▶ _WRITTEN REQUEST_: Omit all pictures and transcribe only the lines in the entries below that run from the line with "Emit a component" through the line with "const Sep = ()".

Records from a data source
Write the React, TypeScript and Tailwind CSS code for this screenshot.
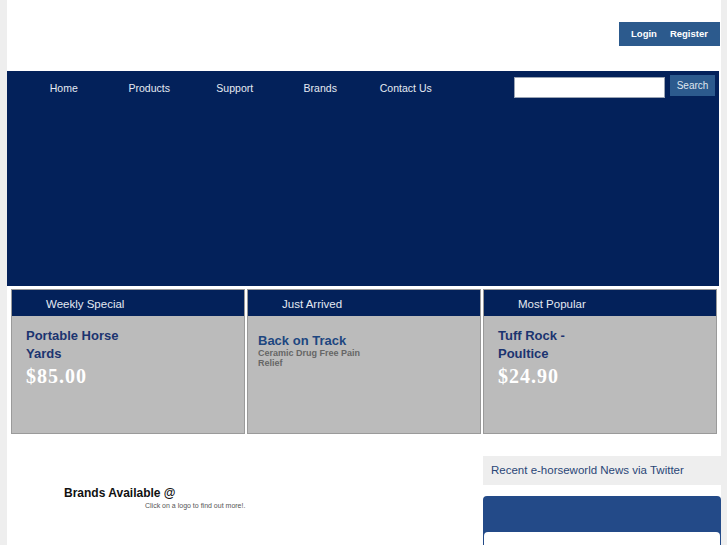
import React from "react";

const navItems = ["Home", "Products", "Support", "Brands", "Contact Us"];

function Card({ title, children }: { title: string; children: React.ReactNode }) {
  return (
    <div className="w-[234px] h-[145px] border border-[#9a9a9a] flex flex-col bg-[#bbbbbb]">
      <div className="h-[26px] bg-[#03215a] flex items-center pl-[34px] pt-[3px] text-[11.5px] text-[#e4e9f2]">
        {title}
      </div>
      <div className="flex-1">{children}</div>
    </div>
  );
}

export default function App() {
  return (
    <div
      className="min-h-[545px] w-[727px] bg-[#eeeeee]"
      style={{ fontFamily: '"Liberation Sans", Arial, sans-serif' }}
    >
      <div className="ml-[7px] w-[714px] min-h-[545px] bg-white flex flex-col">
        {/* header */}
        <div className="h-[71px] flex justify-end items-start pt-[22px] pr-[1px]">
          <div className="w-[101px] h-[24px] bg-[#2c5a8d] flex items-center justify-center gap-[13px] text-[9.5px] font-bold text-white">
            <span>Login</span>
            <span>Register</span>
          </div>
        </div>
        {/* banner */}
        <div className="w-[712px] h-[215px] bg-[#03215a] flex items-start">
          <div className="flex pl-[14px] pt-[10px]">
            {navItems.map((n) => (
              <div key={n} className="w-[85.5px] text-center text-[10.5px] text-[#e6ebf3]">
                {n}
              </div>
            ))}
          </div>
          <div className="ml-auto flex items-start gap-[5px] pr-[4px] pt-[4px]">
            <div className="mt-[2px] w-[151px] h-[21px] bg-white border border-[#9aa4b4]" />
            <div className="w-[45px] h-[21px] bg-[#2c5a8d] text-[10px] text-[#dfe6ef] flex items-center justify-center">
              Search
            </div>
          </div>
        </div>
        {/* cards */}
        <div className="flex gap-[2px] pl-[4px] pt-[3px]">
          <Card title="Weekly Special">
            <div className="pl-[14px] pt-[11px]">
              <div className="text-[13px] leading-[18px] font-bold text-[#1b3470] w-[110px]">
                Portable Horse Yards
              </div>
              <div
                className="text-[20px] leading-[26px] font-bold text-white tracking-[1px]"
                style={{ fontFamily: '"Liberation Serif", "Times New Roman", serif' }}
              >
                $85.00
              </div>
            </div>
          </Card>
          <Card title="Just Arrived">
            <div className="pl-[10px] pt-[18px]">
              <div className="text-[13px] leading-[14px] font-bold text-[#1d4680]">Back on Track</div>
              <div className="text-[9px] leading-[10px] font-bold text-[#666666] w-[105px]">
                Ceramic Drug Free Pain Relief
              </div>
            </div>
          </Card>
          <Card title="Most Popular">
            <div className="pl-[14px] pt-[11px]">
              <div className="text-[13px] leading-[18px] font-bold text-[#1b3470] w-[90px]">
                Tuff Rock - Poultice
              </div>
              <div
                className="text-[20px] leading-[26px] font-bold text-white tracking-[1px]"
                style={{ fontFamily: '"Liberation Serif", "Times New Roman", serif' }}
              >
                $24.90
              </div>
            </div>
          </Card>
        </div>
        {/* bottom */}
        <div className="flex flex-1">
          <div className="w-[476px] pt-[51px]">
            <div className="pl-[57px] text-[12px] font-bold text-[#111111] leading-[16px]">
              Brands Available @
            </div>
            <div className="pl-[138px] text-[7px] text-[#555555] leading-[10px]">
              Click on a logo to find out more!.
            </div>
          </div>
          <div className="w-[238px] pt-[22px]">
            <div className="h-[29px] bg-[#eeeeee] flex items-center pl-[8px] text-[11.5px] text-[#2a4677]">
              Recent e-horseworld News via Twitter
            </div>
            <div className="mt-[11px] h-[60px] bg-[#234a88] rounded-t-[4px] pt-[36px] px-[1px]">
              <div className="h-full bg-white rounded-t-[4px]" />
            </div>
          </div>
        </div>
      </div>
    </div>
  );
}
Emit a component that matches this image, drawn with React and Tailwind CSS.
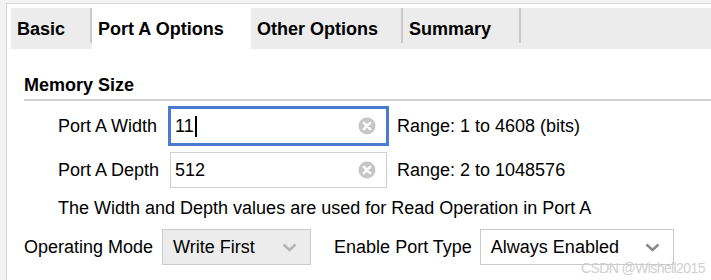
import React from 'react';

const font = { fontFamily: '"Liberation Sans", Arial, sans-serif' };

const ClearIcon = () => (
  <svg width="18" height="18" viewBox="0 0 18 18" className="shrink-0">
    <circle cx="9" cy="9" r="8.5" fill="#c6c6c6" />
    <path d="M5.8 5.8 L12.2 12.2 M12.2 5.8 L5.8 12.2" stroke="#fff" strokeWidth="2.4" strokeLinecap="round" />
  </svg>
);

const Chevron = ({ color }) => (
  <svg width="15" height="9" viewBox="0 0 15 9" className="shrink-0">
    <path d="M1.5 1.5 L7.5 7 L13.5 1.5" fill="none" stroke={color} strokeWidth="2.6" />
  </svg>
);

const Tab = ({ label, active, width }) => (
  <div
    className={`h-full flex items-start pt-[11px] px-[6px] font-bold text-[18px] leading-[21px] text-black ${
      active ? 'bg-white' : ''
    }`}
    style={{ width }}
  >
    {label}
  </div>
);

const Sep = () => <div className="w-[2px] h-[35px] bg-[#c9c9c9] shrink-0" />;

const TextField = ({ value, focused, hint }) => (
  <div className="flex items-center h-[36px]">
    <div className="w-[112px] shrink-0">{hint.label}</div>
    <div
      className={`w-[217px] h-[36px] flex items-center justify-between pl-[4px] pr-[10px] bg-white border ${
        focused ? 'border-[#4a7bd0] outline-2 outline-solid outline-[#4a7bd0]' : 'border-[#cfcfcf]'
      }`}
    >
      <span className="flex items-center">
        {value}
        {focused && <span className="ml-[1px] w-[2px] h-[21px] bg-black inline-block" />}
      </span>
      <ClearIcon />
    </div>
    <div className="ml-[10px]">{hint.range}</div>
  </div>
);

export default function App() {
  return (
    <div className="w-[711px] h-[280px] bg-[#f3f3f3] pt-[3px] pl-[6px] overflow-hidden relative" style={font}>
      <div className="h-full bg-white border-l border-t border-[#d6d6d6] pl-[4px] pt-[4px]">
        {/* tab strip */}
        <div className="h-[41px] bg-[#ececec] flex items-start">
          <Tab label="Basic" width={79} />
          <Sep />
          <Tab label="Port A Options" active width={159} />
          <Tab label="Other Options" width={150} />
          <Sep />
          <Tab label="Summary" width={116} />
          <Sep />
        </div>

        {/* content */}
        <div className="pl-[13px] text-[18px] leading-[21px] text-black">
          <div className="mt-[26px] font-bold">Memory Size</div>
          <div className="mt-[3px] h-[2px] bg-[#d0d0d0]" />

          <div className="pl-[34px] mt-[7px] flex flex-col gap-[8px]">
            <TextField value="11" focused hint={{ label: 'Port A Width', range: 'Range: 1 to 4608 (bits)' }} />
            <TextField value="512" hint={{ label: 'Port A Depth', range: 'Range: 2 to 1048576' }} />
          </div>

          <div className="pl-[34px] mt-[10px]">The Width and Depth values are used for Read Operation in Port A</div>

          <div className="mt-[10px] flex items-center h-[36px]">
            <span>Operating Mode</span>
            <div className="ml-[9px] w-[149px] h-[36px] bg-[#ececec] border border-[#cbcbcb] flex items-center justify-between pl-[10px] pr-[13px]">
              <span>Write First</span>
              <Chevron color="#b4b4b4" />
            </div>
            <span className="ml-[23px]">Enable Port Type</span>
            <div className="ml-[8px] w-[194px] h-[36px] bg-white border border-[#cbcbcb] flex items-center justify-between pl-[10px] pr-[13px]">
              <span>Always Enabled</span>
              <Chevron color="#8a8a8a" />
            </div>
          </div>
        </div>
      </div>

      <div className="absolute left-[581px] top-[260px] text-[14px] leading-[16px] tracking-[-0.6px] text-[#cfcfcf]">
        CSDN @Wishell2015
      </div>
    </div>
  );
}
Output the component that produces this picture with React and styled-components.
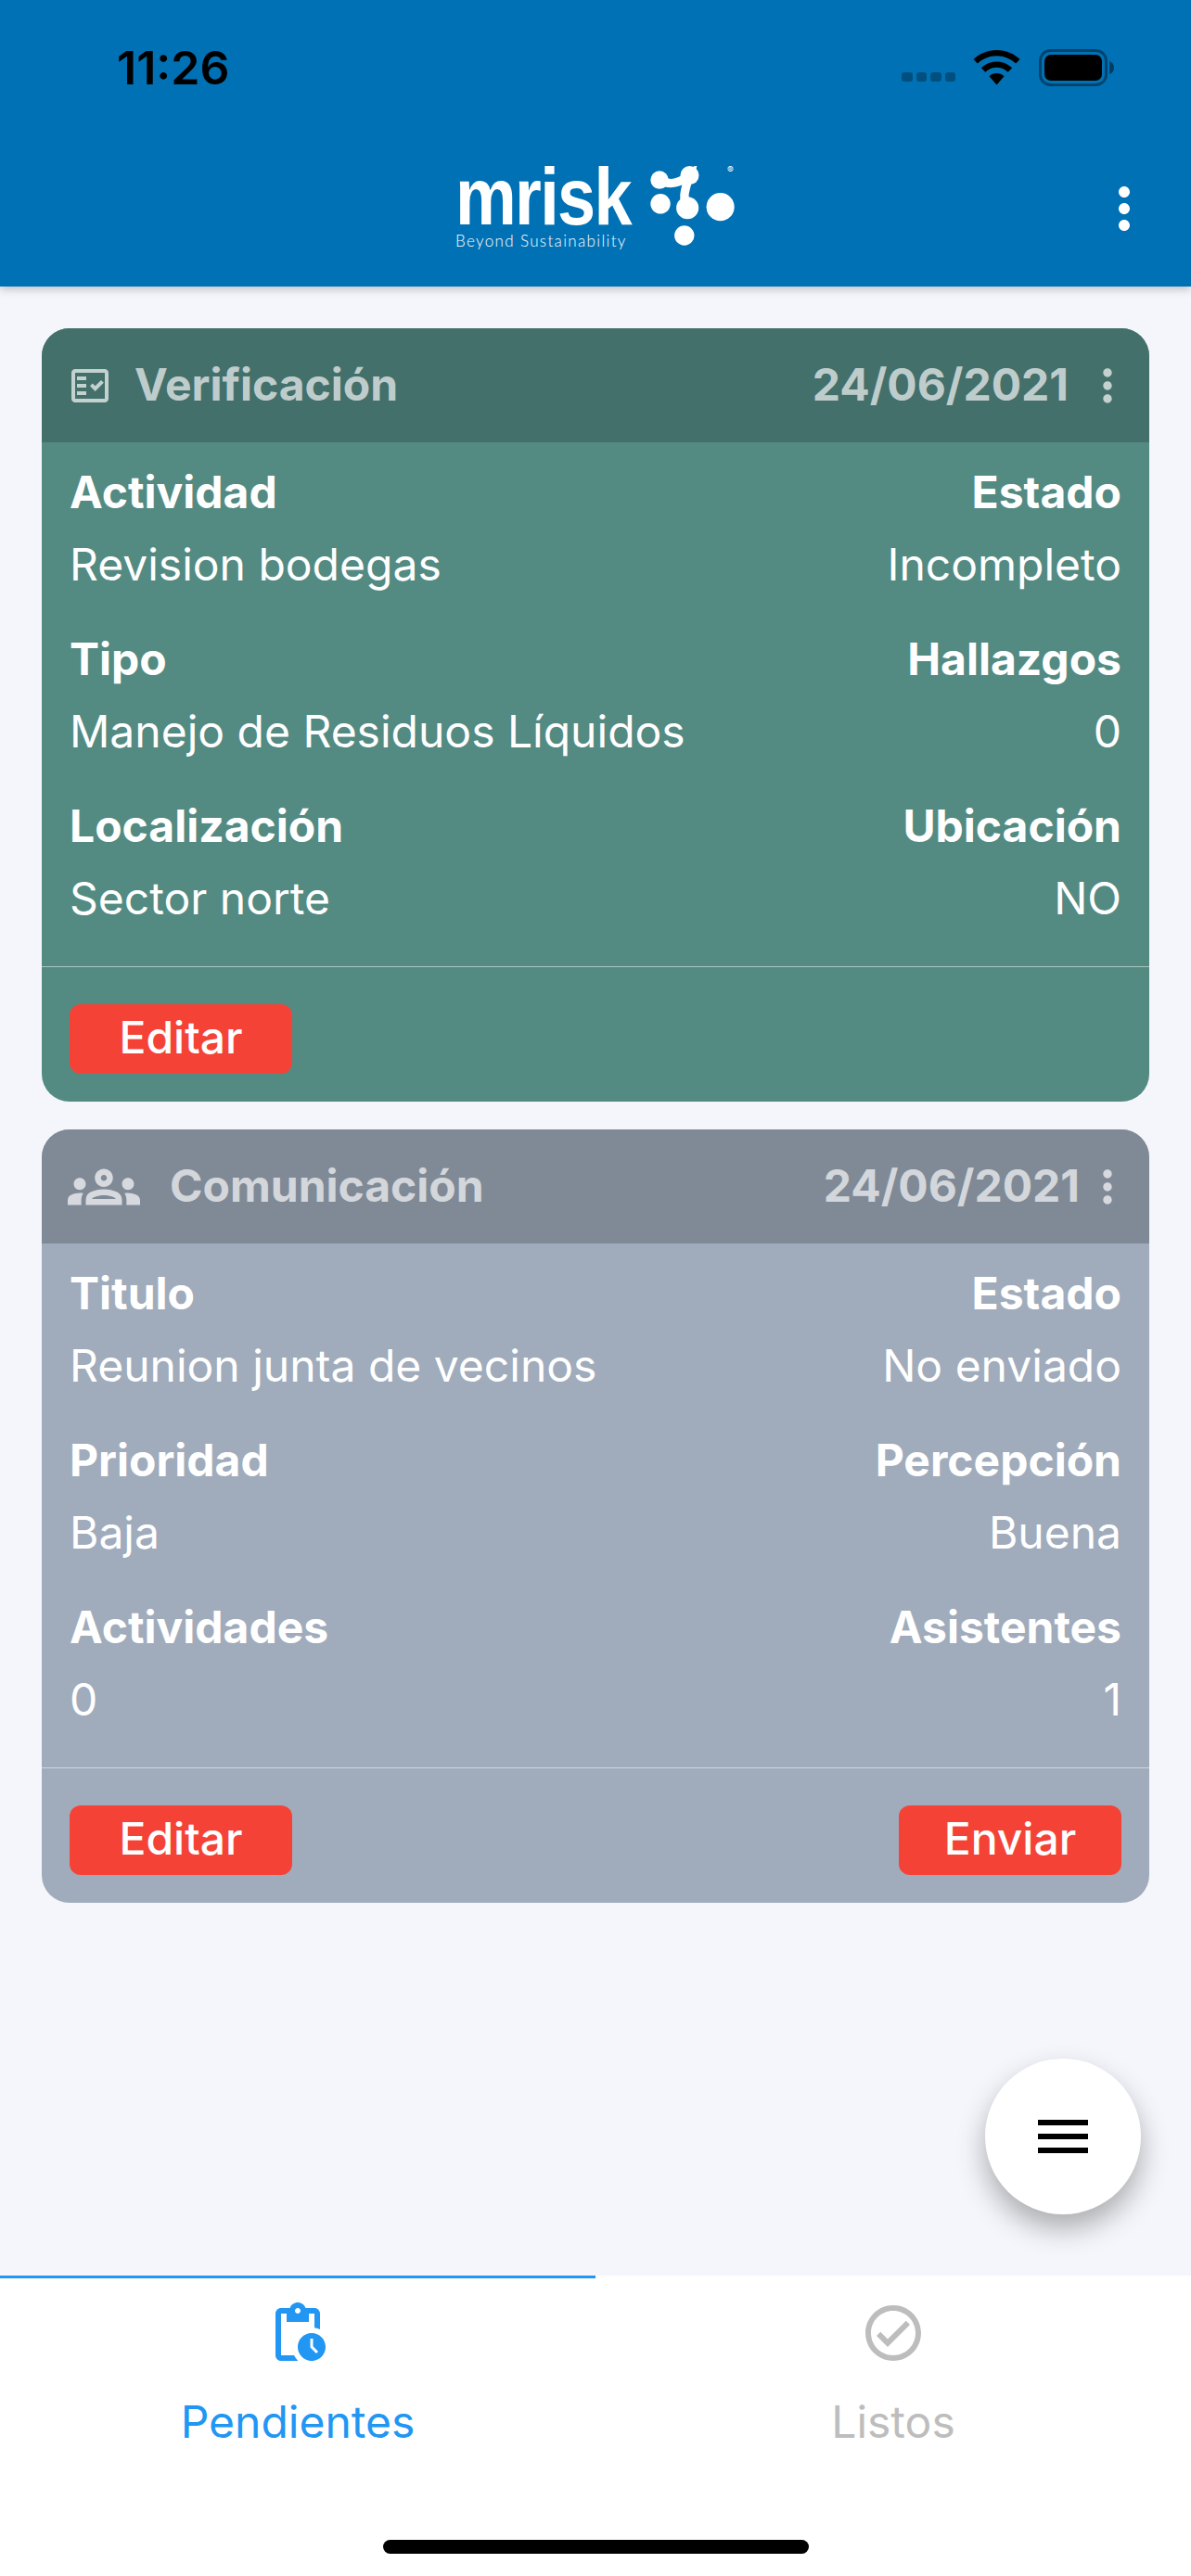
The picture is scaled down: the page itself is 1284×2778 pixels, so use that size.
import React from "react";
import styled, { createGlobalStyle } from "styled-components";
import { MdMoreVert, MdMenu, MdPendingActions, MdOutlineCheckCircle, MdOutlineFactCheck, MdOutlineGroups } from "react-icons/md";

const Global = createGlobalStyle`
  html, body { margin: 0; padding: 0; background: #f4f6fb; }
  * { box-sizing: border-box; }
  body { font-family: Inter, "Liberation Sans", sans-serif; font-optical-sizing: none; font-variation-settings: "opsz" 14; }
`;

const Screen = styled.div`
  width: 1284px; height: 2778px; display: flex; flex-direction: column; overflow: hidden;
  background: #f4f6fb;
`;
const Header = styled.header`
  height: 309px; flex: none; background: #0071b5; position: relative; z-index: 2;
  box-shadow: 0 3px 9px rgba(0,0,0,.22);
`;
const StatusBar = styled.div`
  height: 146px; display: flex; align-items: center; padding: 0 82px 0 126px;
`;
const Time = styled.div`
  font-size: 50px; font-weight: 600; color: #000; flex: 1;
`;
const StatusIcons = styled.div`display: flex; align-items: center;`;
const Signal = styled.div`
  display: flex; gap: 4px; align-items: flex-end; margin-right: 19px; padding-top: 20px;
`;
const SignalBar = styled.span`
  width: 11.5px; height: 10px; border-radius: 3px; background: rgba(0,0,0,.3);
`;
const Toolbar = styled.div`
  height: 163px; display: grid; grid-template-columns: 1fr auto 1fr; align-items: center; padding: 0 36px 6px;
`;
const Logo = styled.div`grid-column: 2; display: flex; align-items: flex-start; gap: 14px; color: #fff;`;
const LogoWords = styled.div`display: flex; flex-direction: column; width: 196px;`;
const Wordmark = styled.div`
  font-family: "Liberation Sans", sans-serif; font-weight: 700; font-size: 88px; line-height: 66px;
  height: 66px; width: 196px; letter-spacing: -2px; transform: scaleX(.84); transform-origin: left center; white-space: nowrap;
`;
const Tagline = styled.div`
  font-family: Lato, sans-serif; font-weight: 300; font-size: 17px; line-height: 20px; letter-spacing: 1.35px; white-space: nowrap; margin-top: 5px;
`;
const HeaderMenu = styled(MdMoreVert)`justify-self: end; color: #fff; display: block;`;

const Main = styled.main`
  flex: 1; position: relative; padding: 45px 45px 0; display: flex; flex-direction: column; gap: 30px;
`;
const Card = styled.section`
  border-radius: 30px; overflow: hidden; background: ${p => p.$body}; color: #fff;
`;
const CardHead = styled.div`
  height: 123px; background: ${p => p.$head}; display: flex; align-items: center; padding: 0 0 0 28px; color: rgba(255,255,255,.68);
`;
const HeadIcon = styled.span`display: flex; margin-right: ${p => p.$gap}px;`;
const HeadTitle = styled.div`flex: 1; font-size: 48px; font-weight: 700; padding-bottom: 3px;`;
const HeadDate = styled.div`font-size: 48px; font-weight: 700; padding-bottom: 3px;`;
const HeadMenu = styled(MdMoreVert)`display: block; margin-left: ${p => p.$gap}px; margin-right: 17px;`;
const CardBody = styled.div`
  padding: 15px 30px 34px; display: grid; grid-template-columns: 1fr auto; row-gap: 24px; border-bottom: 1px solid rgba(255,255,255,.5);
`;
const Field = styled.div`text-align: ${p => (p.$right ? "right" : "left")};`;
const FieldLabel = styled.div`font-size: 48px; font-weight: 700; line-height: 78px;`;
const FieldValue = styled.div`font-size: 48px; font-weight: 400; line-height: 78px;`;
const CardFoot = styled.div`padding: 40px 30px 30px; display: flex; justify-content: space-between;`;
const ActionButton = styled.button`
  width: 240px; height: 75px; border: 0; padding: 0 0 4px; border-radius: 12px; background: #f44336; color: #fff;
  font-family: inherit; font-size: 48px; font-weight: 500; line-height: 70px;
`;
const Fab = styled.button`
  position: absolute; right: 54px; top: 1911px; width: 168px; height: 168px; border-radius: 50%; border: 0; padding: 0;
  background: #fff; color: #000; display: flex; align-items: center; justify-content: center;
  box-shadow: 0 15px 30px rgba(0,0,0,.3);
`;
const TabBar = styled.nav`height: 324px; flex: none; background: #fff; display: flex; flex-direction: column; position: relative;`;
const Tabs = styled.div`display: grid; grid-template-columns: 1fr 1fr;`;
const Tab = styled.div`
  border-top: 3px solid ${p => (p.$active ? "#2196f3" : "transparent")};
  color: ${p => (p.$active ? "#2196f3" : "#bdbdbd")};
  padding-top: 23px; display: flex; flex-direction: column; align-items: center;
`;
const TabLabel = styled.div`font-size: 48px; line-height: 60px; margin-top: 30px;`;
const HomeIndicator = styled.div`
  width: 459px; height: 15px; border-radius: 8px; background: #000; margin: auto auto 24px;
`;

const Wifi = () => (
  <svg width="51" height="38" viewBox="0 0 51 38" style={{ display: "block", marginRight: 20 }}>
    <path d="M25.5 0C15.8 0 7 3.8.5 10l4.4 4.6C10.2 9.4 17.5 6.3 25.5 6.3s15.3 3.1 20.6 8.3l4.4-4.6C44 3.8 35.2 0 25.5 0z" fill="#000" />
    <path d="M25.5 12.5c-6.4 0-12.3 2.5-16.6 6.7l4.4 4.6c3.2-3.1 7.5-5 12.2-5s9 1.9 12.2 5l4.4-4.6c-4.3-4.2-10.2-6.7-16.6-6.7z" fill="#000" />
    <path d="M25.5 25c-3.1 0-5.9 1.2-8 3.2L25.5 37.5l8-9.3c-2.1-2-4.9-3.2-8-3.2z" fill="#000" />
  </svg>
);
const Battery = () => (
  <svg width="82" height="40" viewBox="0 0 82 40" style={{ display: "block" }}>
    <rect x="1.5" y="1.5" width="71" height="37" rx="11" fill="none" stroke="rgba(0,0,0,.4)" strokeWidth="3" />
    <rect x="6" y="6" width="62" height="28" rx="7" fill="#000" />
    <path d="M76 13c3 .8 5 3.5 5 7s-2 6.2-5 7z" fill="rgba(0,0,0,.45)" />
  </svg>
);
const LogoMark = () => (
  <svg width="92" height="87" viewBox="785 90 275 260" style={{ display: "block" }} fill="#fff">
    <path d="M815 135C850 155 880 145 912 120C900 160 885 190 905 225" fill="none" stroke="#fff" strokeWidth="28" strokeLinecap="round" />
    <circle cx="815" cy="135" r="29" />
    <circle cx="912" cy="120" r="30" />
    <circle cx="818" cy="212" r="32" />
    <circle cx="905" cy="225" r="36" />
    <circle cx="1011" cy="222" r="45" />
    <circle cx="895" cy="314" r="32" />
    <text x="1043" y="115" fontSize="30" textAnchor="middle" fontFamily="Inter, sans-serif">®</text>
  </svg>
);

const cards = [
  {
    body: "#538b83", head: "#44706b", title: "Verificación", icon: <MdOutlineFactCheck size={48} />, iconGap: 24, menuGap: 14, actions: ["Editar"],
    fields: [["Actividad", "Revision bodegas"], ["Estado", "Incompleto"], ["Tipo", "Manejo de Residuos Líquidos"], ["Hallazgos", "0"], ["Localización", "Sector norte"], ["Ubicación", "NO"]],
  },
  {
    body: "#a0acbc", head: "#808a96", title: "Comunicación", icon: <MdOutlineGroups size={78} />, iconGap: 32, menuGap: 2, actions: ["Editar", "Enviar"],
    fields: [["Titulo", "Reunion junta de vecinos"], ["Estado", "No enviado"], ["Prioridad", "Baja"], ["Percepción", "Buena"], ["Actividades", "0"], ["Asistentes", "1"]],
  },
];

export default function App() {
  return (
    <Screen>
      <Global />
      <Header>
        <StatusBar>
          <Time>11:26</Time>
          <StatusIcons>
            <Signal>{[0, 1, 2, 3].map(i => <SignalBar key={i} />)}</Signal>
            <Wifi />
            <Battery />
          </StatusIcons>
        </StatusBar>
        <Toolbar>
          <Logo>
            <LogoWords>
              <Wordmark>mrisk</Wordmark>
              <Tagline>Beyond Sustainability</Tagline>
            </LogoWords>
            <LogoMark />
          </Logo>
          <HeaderMenu size={72} />
        </Toolbar>
      </Header>
      <Main>
        {cards.map(c => (
          <Card key={c.title} $body={c.body}>
            <CardHead $head={c.head}>
              <HeadIcon $gap={c.iconGap}>{c.icon}</HeadIcon>
              <HeadTitle>{c.title}</HeadTitle>
              <HeadDate>24/06/2021</HeadDate>
              <HeadMenu size={56} $gap={c.menuGap} />
            </CardHead>
            <CardBody>
              {c.fields.map(([label, value], i) => (
                <Field key={label} $right={i % 2 === 1}>
                  <FieldLabel>{label}</FieldLabel>
                  <FieldValue>{value}</FieldValue>
                </Field>
              ))}
            </CardBody>
            <CardFoot>
              {c.actions.map(a => <ActionButton key={a}>{a}</ActionButton>)}
            </CardFoot>
          </Card>
        ))}
        <Fab><MdMenu size={72} /></Fab>
      </Main>
      <TabBar>
        <Tabs>
          <Tab $active><MdPendingActions size={72} /><TabLabel>Pendientes</TabLabel></Tab>
          <Tab><MdOutlineCheckCircle size={72} /><TabLabel>Listos</TabLabel></Tab>
        </Tabs>
        <HomeIndicator />
      </TabBar>
    </Screen>
  );
}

▶ _RESPONSE TO THE EXERCISE_:
Emit a component that matches this image, drawn with React and Tailwind CSS.
import React from 'react';

const font = { fontFamily: '"Liberation Sans", Arial, sans-serif' };

const ClearIcon = () => (
  <svg width="18" height="18" viewBox="0 0 18 18" className="shrink-0">
    <circle cx="9" cy="9" r="8.5" fill="#c6c6c6" />
    <path d="M5.8 5.8 L12.2 12.2 M12.2 5.8 L5.8 12.2" stroke="#fff" strokeWidth="2.4" strokeLinecap="round" />
  </svg>
);

const Chevron = ({ color }) => (
  <svg width="15" height="9" viewBox="0 0 15 9" className="shrink-0">
    <path d="M1.5 1.5 L7.5 7 L13.5 1.5" fill="none" stroke={color} strokeWidth="2.6" />
  </svg>
);

const Tab = ({ label, active, width }) => (
  <div
    className={`h-full flex items-start pt-[11px] px-[6px] font-bold text-[18px] leading-[21px] text-black ${
      active ? 'bg-white' : ''
    }`}
    style={{ width }}
  >
    {label}
  </div>
);

const Sep = () => <div className="w-[2px] h-[35px] bg-[#c9c9c9] shrink-0" />;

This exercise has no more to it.